--- BEGIN ---

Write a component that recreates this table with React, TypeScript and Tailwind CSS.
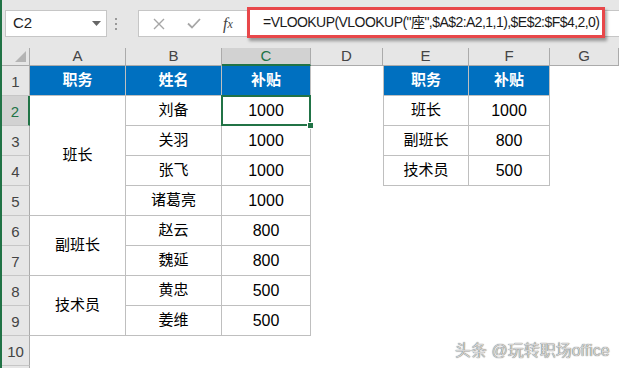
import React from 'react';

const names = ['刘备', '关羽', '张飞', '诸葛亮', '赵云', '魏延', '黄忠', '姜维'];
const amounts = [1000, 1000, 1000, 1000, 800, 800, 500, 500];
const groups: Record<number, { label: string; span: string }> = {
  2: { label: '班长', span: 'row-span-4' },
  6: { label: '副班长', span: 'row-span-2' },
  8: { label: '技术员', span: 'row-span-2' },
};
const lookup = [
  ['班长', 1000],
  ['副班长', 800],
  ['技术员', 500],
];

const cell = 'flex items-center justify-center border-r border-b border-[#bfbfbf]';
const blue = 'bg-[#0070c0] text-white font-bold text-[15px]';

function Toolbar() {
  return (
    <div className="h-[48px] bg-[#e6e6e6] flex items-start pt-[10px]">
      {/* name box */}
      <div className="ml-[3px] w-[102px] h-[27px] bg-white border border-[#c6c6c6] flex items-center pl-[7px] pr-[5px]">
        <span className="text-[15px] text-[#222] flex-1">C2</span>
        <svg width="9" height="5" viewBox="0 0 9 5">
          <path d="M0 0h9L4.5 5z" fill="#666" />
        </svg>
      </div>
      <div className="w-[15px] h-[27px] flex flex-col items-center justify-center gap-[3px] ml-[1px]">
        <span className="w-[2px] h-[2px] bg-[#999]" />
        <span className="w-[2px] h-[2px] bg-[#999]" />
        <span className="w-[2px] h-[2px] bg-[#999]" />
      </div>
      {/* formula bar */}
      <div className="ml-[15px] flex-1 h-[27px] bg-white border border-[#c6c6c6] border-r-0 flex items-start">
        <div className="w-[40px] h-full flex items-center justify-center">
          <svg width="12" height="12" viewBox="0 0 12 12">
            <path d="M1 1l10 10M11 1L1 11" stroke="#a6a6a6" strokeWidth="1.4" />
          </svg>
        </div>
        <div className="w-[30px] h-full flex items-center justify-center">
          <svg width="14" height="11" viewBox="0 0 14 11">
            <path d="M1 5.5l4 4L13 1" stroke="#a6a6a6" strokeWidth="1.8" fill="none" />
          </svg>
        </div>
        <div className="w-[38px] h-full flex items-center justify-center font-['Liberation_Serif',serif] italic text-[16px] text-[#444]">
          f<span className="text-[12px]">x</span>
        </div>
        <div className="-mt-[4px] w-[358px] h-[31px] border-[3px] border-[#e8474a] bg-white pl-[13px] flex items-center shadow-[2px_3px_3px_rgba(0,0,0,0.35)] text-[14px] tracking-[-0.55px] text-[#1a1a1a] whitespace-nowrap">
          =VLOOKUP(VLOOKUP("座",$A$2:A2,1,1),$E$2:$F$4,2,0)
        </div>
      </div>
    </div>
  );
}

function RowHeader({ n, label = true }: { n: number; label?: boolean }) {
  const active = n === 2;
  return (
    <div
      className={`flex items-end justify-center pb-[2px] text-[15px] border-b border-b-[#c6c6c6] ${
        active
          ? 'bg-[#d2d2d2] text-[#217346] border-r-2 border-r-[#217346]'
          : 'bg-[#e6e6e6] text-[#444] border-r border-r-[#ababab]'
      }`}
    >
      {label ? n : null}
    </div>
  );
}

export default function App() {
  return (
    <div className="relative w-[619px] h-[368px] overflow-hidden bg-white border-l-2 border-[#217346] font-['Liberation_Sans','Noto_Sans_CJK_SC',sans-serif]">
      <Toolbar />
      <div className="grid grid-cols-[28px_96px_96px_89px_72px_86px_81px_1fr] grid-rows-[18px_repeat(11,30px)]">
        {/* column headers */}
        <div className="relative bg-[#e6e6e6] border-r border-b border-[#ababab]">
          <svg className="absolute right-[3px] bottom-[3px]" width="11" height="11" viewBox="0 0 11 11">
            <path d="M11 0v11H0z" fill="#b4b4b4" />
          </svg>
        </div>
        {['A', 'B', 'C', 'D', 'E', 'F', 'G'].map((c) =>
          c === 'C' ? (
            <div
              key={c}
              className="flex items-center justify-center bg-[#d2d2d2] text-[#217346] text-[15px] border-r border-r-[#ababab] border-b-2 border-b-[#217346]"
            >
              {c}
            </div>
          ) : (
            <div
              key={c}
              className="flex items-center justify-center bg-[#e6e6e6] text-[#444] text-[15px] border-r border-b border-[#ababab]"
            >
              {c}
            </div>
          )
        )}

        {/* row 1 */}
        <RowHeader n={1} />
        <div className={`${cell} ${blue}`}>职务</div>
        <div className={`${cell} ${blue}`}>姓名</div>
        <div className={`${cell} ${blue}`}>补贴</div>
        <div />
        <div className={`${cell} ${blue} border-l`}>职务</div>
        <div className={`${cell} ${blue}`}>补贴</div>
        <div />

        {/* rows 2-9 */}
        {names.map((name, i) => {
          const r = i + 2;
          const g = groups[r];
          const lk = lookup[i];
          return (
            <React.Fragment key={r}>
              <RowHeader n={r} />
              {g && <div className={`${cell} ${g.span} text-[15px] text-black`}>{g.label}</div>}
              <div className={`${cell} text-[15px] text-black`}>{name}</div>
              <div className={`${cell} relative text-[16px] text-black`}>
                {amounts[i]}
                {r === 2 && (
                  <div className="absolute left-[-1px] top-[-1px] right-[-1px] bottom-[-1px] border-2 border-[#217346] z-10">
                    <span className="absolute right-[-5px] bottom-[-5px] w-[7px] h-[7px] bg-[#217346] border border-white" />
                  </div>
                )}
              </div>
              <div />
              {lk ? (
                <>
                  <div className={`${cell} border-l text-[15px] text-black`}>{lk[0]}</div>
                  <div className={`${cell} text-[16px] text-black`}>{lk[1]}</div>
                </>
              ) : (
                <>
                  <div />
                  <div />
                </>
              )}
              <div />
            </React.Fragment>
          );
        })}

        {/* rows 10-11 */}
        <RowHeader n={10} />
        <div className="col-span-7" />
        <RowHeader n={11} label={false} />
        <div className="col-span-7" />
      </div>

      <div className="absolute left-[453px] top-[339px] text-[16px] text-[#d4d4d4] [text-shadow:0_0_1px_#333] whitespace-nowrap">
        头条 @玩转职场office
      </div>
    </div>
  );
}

--- END ---

> _Task requirements_
Every line from the top of the material above through the line with "import React from 'react';" should be duplicated exactly, please; leave out the pictures.

> _Result for this task_
Write a component that recreates this table with React, TypeScript and Tailwind CSS.
import React from 'react';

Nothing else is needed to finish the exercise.